Tuesday, May 25, 2010


Last night, we pulled on our headgear and pads, put in our mouthpieces, and sparred. My first bout was with a fellow yellow-belt. I'm 5'10", 177 lbs. He's about 6'2", and pretty muscular. When we've done grappling and fighting up from the ground, he's always been a tough opponent, and last night was no different. He had so much of a reach, height, and weight advantage, and he's starting to learn how to capitalize on that, but our match went well, and I gave as good as I got, and maybe even a little better...

I ripped off one kick to his left thigh, and I think my foot pad had slipped out of place. I tagged him good, but my right ankle is in a lot of pain, today. Hopefully, it's just a sprain. There's not been any great swelling or discoloration, so I'll give my body some time to deal with it, before I go running to the doctor for X-rays. Anyway, I gave a good showing for that match.

The second match, I got my ass kicked. There's a younger black-belt in class, and again, he's a big guy: Maybe 6'4", and all arms and legs. I threw a punch, which he blocked, but I turned it over and nailed him in the face with a back-fist. Oh, baby... It was ON!! It was like fighting a spider... All arms and legs, and he wasn't doing much to pull his punches and kicks. I got in a few good shots, and he was telegraphing his kicks, so at one point, when he went to throw one, I grabbed his foot and he stumbled, losing his balance, but he recovered too quickly for me to move in and capitalize on it. He ripped off a kick to my head that had me seeing stars and little birdies for a moment, but he never knocked me down, and again, I feel that I made a good showing, even though he beat me soundly. At the end, I said, "Well, we proved one thing; I sure know how to take a punch!" Everyone cracked up...

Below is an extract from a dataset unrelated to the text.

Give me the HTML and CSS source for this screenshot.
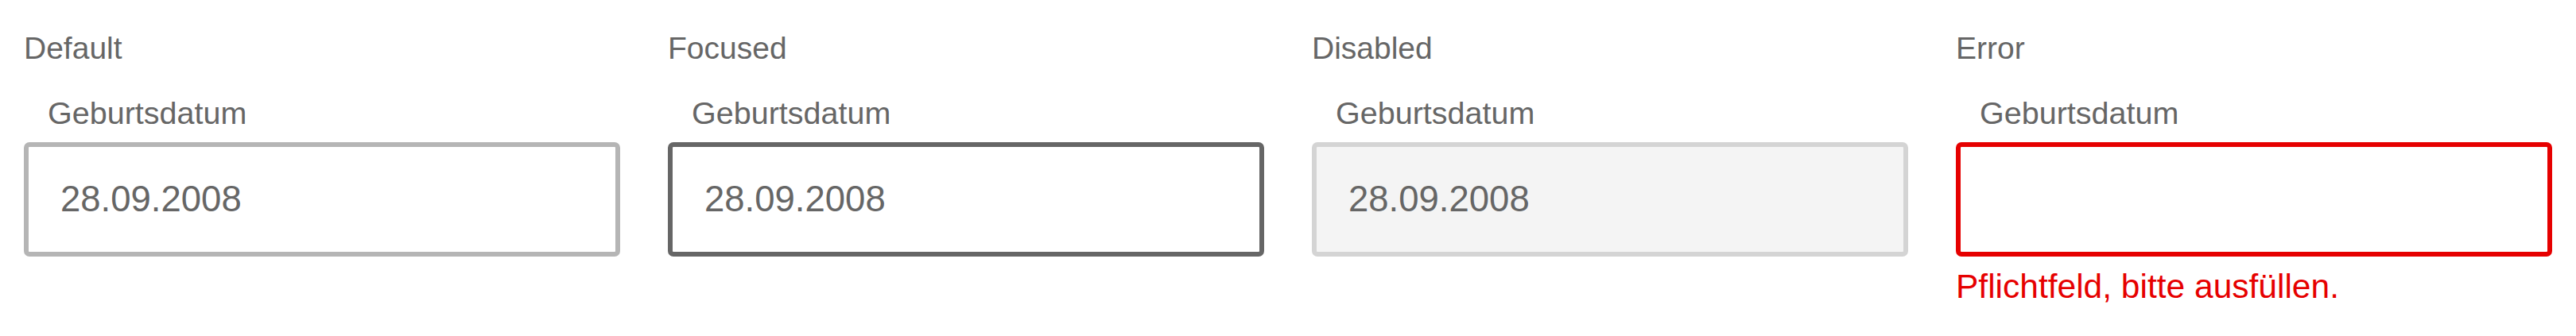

One thing I really need to work on, is keeping my hands up. I always start out pretty good, but as the round wears on, I start dropping my hands. Not good... I ate a lot more shots than I should have. Ah well... I'll get better with time and practice. What I lack in technique, I make up for in toughness, heart, and speed. I'd sure like to get hit a lot less, though! ;-)

Anyway, I really enjoyed it. :-)


  1. Seems like you’re doing ok in your training, in my view sparring is one of the hardest aspects of martial arts and it takes the most practice to get right. Basically it’s what all training should ultimately culminate in: performance under stress, fatigue and against a resisting, live opponent. I’m surprised they let you spar seeing you’re just a yellow belt but apparently you’re up to the challenge: holding your own against a black belt is impressive and I salute you for it. The fact he didn’t pull his punches much is a sure sign of frustration: he must have known he wasn’t that much better and it must have stung especially since he’s younger than you. What accounts for this performance? I’m sure you must have had some hand to hand training in the army but in general it’s a rather low priority. Most yellow belts shy away in sparring and it usually takes quite a while to overcome the flinch reflex and even more to read the opponent instead of just flailing wildly and hoping you’ll hit something.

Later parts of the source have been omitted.